■ Task prompt:
Copy out the data exactly, leaving the pictures behind.

■ Collected data:
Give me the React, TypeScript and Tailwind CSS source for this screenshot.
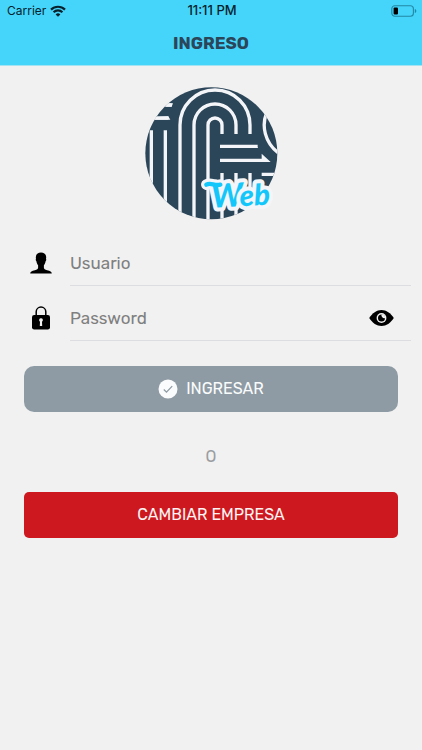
import { useState } from "react";

function WifiIcon() {
  return (
    <svg viewBox="0 0 16 12" className="h-3 w-4" aria-hidden="true">
      <g fill="none" stroke="#06222c" strokeWidth="2.2">
        <path d="M1 4.6a10 10 0 0 1 14 0" />
        <path d="M3.6 7.3a6.2 6.2 0 0 1 8.8 0" />
      </g>
      <path d="M8 11.8 5.6 9.4a3.4 3.4 0 0 1 4.8 0z" fill="#06222c" />
    </svg>
  );
}

function BatteryIcon() {
  return (
    <svg viewBox="0 0 26 12" className="h-3 w-[26px]" aria-hidden="true">
      <rect x="0.8" y="0.8" width="21.6" height="10.4" rx="3" fill="none" stroke="#2388a5" strokeWidth="1.1" />
      <rect x="2.6" y="2.4" width="4.4" height="7.2" rx="1" fill="#000" />
      <path d="M23.8 4v4c1-.4 1.5-1.1 1.5-2s-.5-1.6-1.5-2z" fill="#2388a5" />
    </svg>
  );
}

function Logo() {
  return (
    <svg viewBox="14 20 399 399" className="size-[133px] overflow-visible" role="img" aria-label="Web">
      <defs>
        <clipPath id="disc">
          <circle cx="213" cy="219" r="198" />
        </clipPath>
      </defs>
      <g clipPath="url(#disc)">
        <rect x="14" y="20" width="399" height="399" fill="#2b4559" />
        <g fill="none" stroke="#f4f5f8" strokeWidth="10">
          <path d="M119 420V134a105 105 0 0 1 210 0v27" />
          <path d="M161 420V134a63 63 0 0 1 126 0v27" />
          <path d="M203 420V134a21 21 0 0 1 42 0v27" />
          <path d="M33 420V150M75 420V150" />
          <path d="M30 113H84M60 74H94" />
          <path d="M239 198H352M239 240H375M364 282H412" />
          <path d="M245 278V420M287 278V420M329 278V420" />
          <path d="M378 100C364 135 372 185 414 218" />
        </g>
        <path d="M14 113 84 108 90 118H14zM76 79 84 69H98L94 79z" fill="#f4f5f8" />
        <path d="M345 193 353 203H345zM364 220 391 245H364z" fill="#f4f5f8" />
        <path d="M14 290H33V420H14z" fill="#f4f5f8" />
      </g>
      <g strokeLinecap="round" strokeLinejoin="round">
        <path d="M198 313C212 305 222 318 240 313" fill="none" stroke="#f4f5f8" strokeWidth="32" />
        <g
          fontWeight="900"
          fontStyle="italic"
          fill="#14c7fb"
          stroke="#f4f5f8"
          strokeWidth="24"
          paintOrder="stroke"
          className="font-['Lato',sans-serif]"
          transform="rotate(-3 222 382)"
        >
          <text x="214" y="382" fontSize="88">
            <tspan fontSize="98">W</tspan>
            <tspan dx="-10">eb</tspan>
          </text>
        </g>
        <path d="M198 313C212 305 222 318 240 313" fill="none" stroke="#14c7fb" strokeWidth="13" />
      </g>
    </svg>
  );
}

function UserIcon() {
  return (
    <svg viewBox="0 0 22 22" className="size-[22px]" aria-hidden="true">
      <path d="M11 .5C7.600.5 5.700 2.600 5.800 5.600c0 .5.100 1 .200 1.400-.5.3-.3 1.800.4 2.300.3 1.900.9 3 1.700 3.900v2.500c0 1.200-1.100 1.900-3.200 2.500C1.800 19 .3 19.600.2 21.500h21.600c-.1-1.900-1.600-2.500-4.700-3.300-2.100-.6-3.200-1.300-3.200-2.500v-2.500c.8-.9 1.400-2 1.700-3.900.7-.5.9-2 .4-2.300.1-.4.2-.9.200-1.400C16.300 2.600 14.400.5 11 .5z" />
    </svg>
  );
}

function LockIcon() {
  return (
    <svg viewBox="0 0 18 24" className="h-6 w-[18px]" aria-hidden="true">
      <path d="M4.200 10V5.800a4.800 4.800 0 0 1 9.600 0V10" fill="none" stroke="#000" strokeWidth="1.500" />
      <rect x="0" y="9" width="18" height="14.500" rx="2.200" />
      <path d="M9 12.200a1.900 1.900 0 0 0-1 3.500L7.800 20h2.400L10 15.700a1.900 1.900 0 0 0-1-3.500z" fill="#f1f1f1" />
    </svg>
  );
}

function EyeIcon() {
  return (
    <svg viewBox="0 0 25 18" className="h-[18px] w-[25px]" aria-hidden="true">
      <path d="M.2 9C3.400 4 7.700 1 12.500 1s9.100 3 12.300 8c-3.200 5-7.500 8-12.300 8S3.400 14 .2 9z" />
      <circle cx="12.500" cy="9" r="4.900" fill="#f1f1f1" />
      <circle cx="12.500" cy="9" r="3.500" />
      <path d="M12.500 5.200c2.100 0 3.800 1.700 3.800 3.800-2 .8-4.500-1-3.800-3.800z" fill="#f1f1f1" />
    </svg>
  );
}

function CheckIcon() {
  return (
    <svg viewBox="0 0 20 20" className="size-5" aria-hidden="true">
      <circle cx="10" cy="10" r="9.500" fill="#fafbfc" />
      <path d="m5.800 10.500 2.700 2.600 5.700-6" fill="none" stroke="#8f9ba4" strokeWidth="1.300" />
    </svg>
  );
}

const inputStyle =
  "min-w-0 flex-1 bg-transparent text-[17px] leading-6 text-gray-800 outline-none placeholder:text-[#7f7f7f]";

export default function App() {
  const [visible, setVisible] = useState(false);
  return (
    <div className="min-h-screen bg-[#f1f1f1] font-['Rubik','Roboto',sans-serif]">
      <header className="border-b border-[#a5e2f2] bg-[#45d5fb]">
        <div className="grid h-[22px] grid-cols-3 items-center pr-[5px] pl-[7px] font-['Inter',sans-serif] text-[12px] text-[#06222c]">
          <div className="flex items-center gap-1">
            <span>Carrier</span>
            <WifiIcon />
          </div>
          <time className="text-center text-[13px] font-medium whitespace-nowrap">11:11 PM</time>
          <div className="flex justify-end">
            <BatteryIcon />
          </div>
        </div>
        <h1 className="pt-[9px] pb-2.5 text-center text-[17px] leading-6 font-bold text-[#2b4559]">INGRESO</h1>
      </header>

      <main>
        <div className="flex justify-center pt-[21px] pb-5">
          <Logo />
        </div>

        <form onSubmit={(event) => event.preventDefault()}>
          <div className="flex pr-[11px]">
            <label htmlFor="user" aria-label="Usuario" className="flex w-[70px] items-center justify-center pl-[11px]">
              <UserIcon />
            </label>
            <div className="flex h-[46px] min-w-0 flex-1 items-center border-b border-[#dcdde0]">
              <input id="user" type="text" placeholder="Usuario" className={inputStyle} />
            </div>
          </div>
          <div className="flex pt-[9px] pr-[11px]">
            <label htmlFor="password" aria-label="Password" className="flex w-[70px] items-center justify-center pl-[11px]">
              <LockIcon />
            </label>
            <div className="flex h-[46px] min-w-0 flex-1 items-center border-b border-[#dcdde0] pr-[17px]">
              <input
                id="password"
                type={visible ? "text" : "password"}
                placeholder="Password"
                className={inputStyle}
              />
              <button type="button" aria-label="Mostrar password" onClick={() => setVisible(!visible)}>
                <EyeIcon />
              </button>
            </div>
          </div>

          <div className="px-6 pt-[25px]">
            <button
              type="submit"
              className="flex h-[46px] w-full items-center justify-center gap-2 rounded-[10px] bg-[#8f9ba4] text-[16px] text-[#fafbfc]"
            >
              <CheckIcon />
              INGRESAR
            </button>
            <p className="pt-[33px] pb-[23px] text-center text-[16px] leading-6 text-[#9a9da1]">O</p>
            <button
              type="button"
              className="h-[46px] w-full rounded-[5px] bg-[#cd181f] text-[16px] text-[#fdf3f3]"
            >
              CAMBIAR EMPRESA
            </button>
          </div>
        </form>
      </main>
    </div>
  );
}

■ Written answer:
Give me the React, TypeScript and Tailwind CSS source for this screenshot.
import { useState } from "react";

function WifiIcon() {
  return (
    <svg viewBox="0 0 16 12" className="h-3 w-4" aria-hidden="true">
      <g fill="none" stroke="#06222c" strokeWidth="2.2">
        <path d="M1 4.6a10 10 0 0 1 14 0" />
        <path d="M3.6 7.3a6.2 6.2 0 0 1 8.8 0" />
      </g>
      <path d="M8 11.8 5.6 9.4a3.4 3.4 0 0 1 4.8 0z" fill="#06222c" />
    </svg>
  );
}

function BatteryIcon() {
  return (
    <svg viewBox="0 0 26 12" className="h-3 w-[26px]" aria-hidden="true">
      <rect x="0.8" y="0.8" width="21.6" height="10.4" rx="3" fill="none" stroke="#2388a5" strokeWidth="1.1" />
      <rect x="2.6" y="2.4" width="4.4" height="7.2" rx="1" fill="#000" />
      <path d="M23.8 4v4c1-.4 1.5-1.1 1.5-2s-.5-1.6-1.5-2z" fill="#2388a5" />
    </svg>
  );
}

function Logo() {
  return (
    <svg viewBox="14 20 399 399" className="size-[133px] overflow-visible" role="img" aria-label="Web">
      <defs>
        <clipPath id="disc">
          <circle cx="213" cy="219" r="198" />
        </clipPath>
      </defs>
      <g clipPath="url(#disc)">
        <rect x="14" y="20" width="399" height="399" fill="#2b4559" />
        <g fill="none" stroke="#f4f5f8" strokeWidth="10">
          <path d="M119 420V134a105 105 0 0 1 210 0v27" />
          <path d="M161 420V134a63 63 0 0 1 126 0v27" />
          <path d="M203 420V134a21 21 0 0 1 42 0v27" />
          <path d="M33 420V150M75 420V150" />
          <path d="M30 113H84M60 74H94" />
          <path d="M239 198H352M239 240H375M364 282H412" />
          <path d="M245 278V420M287 278V420M329 278V420" />
          <path d="M378 100C364 135 372 185 414 218" />
        </g>
        <path d="M14 113 84 108 90 118H14zM76 79 84 69H98L94 79z" fill="#f4f5f8" />
        <path d="M345 193 353 203H345zM364 220 391 245H364z" fill="#f4f5f8" />
        <path d="M14 290H33V420H14z" fill="#f4f5f8" />
      </g>
      <g strokeLinecap="round" strokeLinejoin="round">
        <path d="M198 313C212 305 222 318 240 313" fill="none" stroke="#f4f5f8" strokeWidth="32" />
        <g
          fontWeight="900"
          fontStyle="italic"
          fill="#14c7fb"
          stroke="#f4f5f8"
          strokeWidth="24"
          paintOrder="stroke"
          className="font-['Lato',sans-serif]"
          transform="rotate(-3 222 382)"
        >
          <text x="214" y="382" fontSize="88">
            <tspan fontSize="98">W</tspan>
            <tspan dx="-10">eb</tspan>
          </text>
        </g>
        <path d="M198 313C212 305 222 318 240 313" fill="none" stroke="#14c7fb" strokeWidth="13" />
      </g>
    </svg>
  );
}

function UserIcon() {
  return (
    <svg viewBox="0 0 22 22" className="size-[22px]" aria-hidden="true">
      <path d="M11 .5C7.600.5 5.700 2.600 5.800 5.600c0 .5.100 1 .200 1.400-.5.3-.3 1.800.4 2.300.3 1.900.9 3 1.700 3.900v2.500c0 1.200-1.100 1.900-3.200 2.500C1.800 19 .3 19.600.2 21.500h21.600c-.1-1.900-1.600-2.500-4.700-3.300-2.100-.6-3.200-1.300-3.200-2.500v-2.500c.8-.9 1.400-2 1.700-3.900.7-.5.9-2 .4-2.300.1-.4.2-.9.200-1.400C16.300 2.600 14.400.5 11 .5z" />
    </svg>
  );
}

function LockIcon() {
  return (
    <svg viewBox="0 0 18 24" className="h-6 w-[18px]" aria-hidden="true">
      <path d="M4.200 10V5.800a4.800 4.800 0 0 1 9.600 0V10" fill="none" stroke="#000" strokeWidth="1.500" />
      <rect x="0" y="9" width="18" height="14.500" rx="2.200" />
      <path d="M9 12.200a1.900 1.900 0 0 0-1 3.500L7.800 20h2.400L10 15.700a1.900 1.900 0 0 0-1-3.500z" fill="#f1f1f1" />
    </svg>
  );
}

function EyeIcon() {
  return (
    <svg viewBox="0 0 25 18" className="h-[18px] w-[25px]" aria-hidden="true">
      <path d="M.2 9C3.400 4 7.700 1 12.500 1s9.100 3 12.300 8c-3.200 5-7.500 8-12.300 8S3.400 14 .2 9z" />
      <circle cx="12.500" cy="9" r="4.900" fill="#f1f1f1" />
      <circle cx="12.500" cy="9" r="3.500" />
      <path d="M12.500 5.200c2.100 0 3.800 1.700 3.800 3.800-2 .8-4.500-1-3.800-3.800z" fill="#f1f1f1" />
    </svg>
  );
}

function CheckIcon() {
  return (
    <svg viewBox="0 0 20 20" className="size-5" aria-hidden="true">
      <circle cx="10" cy="10" r="9.500" fill="#fafbfc" />
      <path d="m5.800 10.500 2.700 2.600 5.700-6" fill="none" stroke="#8f9ba4" strokeWidth="1.300" />
    </svg>
  );
}

const inputStyle =
  "min-w-0 flex-1 bg-transparent text-[17px] leading-6 text-gray-800 outline-none placeholder:text-[#7f7f7f]";

export default function App() {
  const [visible, setVisible] = useState(false);
  return (
    <div className="min-h-screen bg-[#f1f1f1] font-['Rubik','Roboto',sans-serif]">
      <header className="border-b border-[#a5e2f2] bg-[#45d5fb]">
        <div className="grid h-[22px] grid-cols-3 items-center pr-[5px] pl-[7px] font-['Inter',sans-serif] text-[12px] text-[#06222c]">
          <div className="flex items-center gap-1">
            <span>Carrier</span>
            <WifiIcon />
          </div>
          <time className="text-center text-[13px] font-medium whitespace-nowrap">11:11 PM</time>
          <div className="flex justify-end">
            <BatteryIcon />
          </div>
        </div>
        <h1 className="pt-[9px] pb-2.5 text-center text-[17px] leading-6 font-bold text-[#2b4559]">INGRESO</h1>
      </header>

      <main>
        <div className="flex justify-center pt-[21px] pb-5">
          <Logo />
        </div>

        <form onSubmit={(event) => event.preventDefault()}>
          <div className="flex pr-[11px]">
            <label htmlFor="user" aria-label="Usuario" className="flex w-[70px] items-center justify-center pl-[11px]">
              <UserIcon />
            </label>
            <div className="flex h-[46px] min-w-0 flex-1 items-center border-b border-[#dcdde0]">
              <input id="user" type="text" placeholder="Usuario" className={inputStyle} />
            </div>
          </div>
          <div className="flex pt-[9px] pr-[11px]">
            <label htmlFor="password" aria-label="Password" className="flex w-[70px] items-center justify-center pl-[11px]">
              <LockIcon />
            </label>
            <div className="flex h-[46px] min-w-0 flex-1 items-center border-b border-[#dcdde0] pr-[17px]">
              <input
                id="password"
                type={visible ? "text" : "password"}
                placeholder="Password"
                className={inputStyle}
              />
              <button type="button" aria-label="Mostrar password" onClick={() => setVisible(!visible)}>
                <EyeIcon />
              </button>
            </div>
          </div>

          <div className="px-6 pt-[25px]">
            <button
              type="submit"
              className="flex h-[46px] w-full items-center justify-center gap-2 rounded-[10px] bg-[#8f9ba4] text-[16px] text-[#fafbfc]"
            >
              <CheckIcon />
              INGRESAR
            </button>
            <p className="pt-[33px] pb-[23px] text-center text-[16px] leading-6 text-[#9a9da1]">O</p>
            <button
              type="button"
              className="h-[46px] w-full rounded-[5px] bg-[#cd181f] text-[16px] text-[#fdf3f3]"
            >
              CAMBIAR EMPRESA
            </button>
          </div>
        </form>
      </main>
    </div>
  );
}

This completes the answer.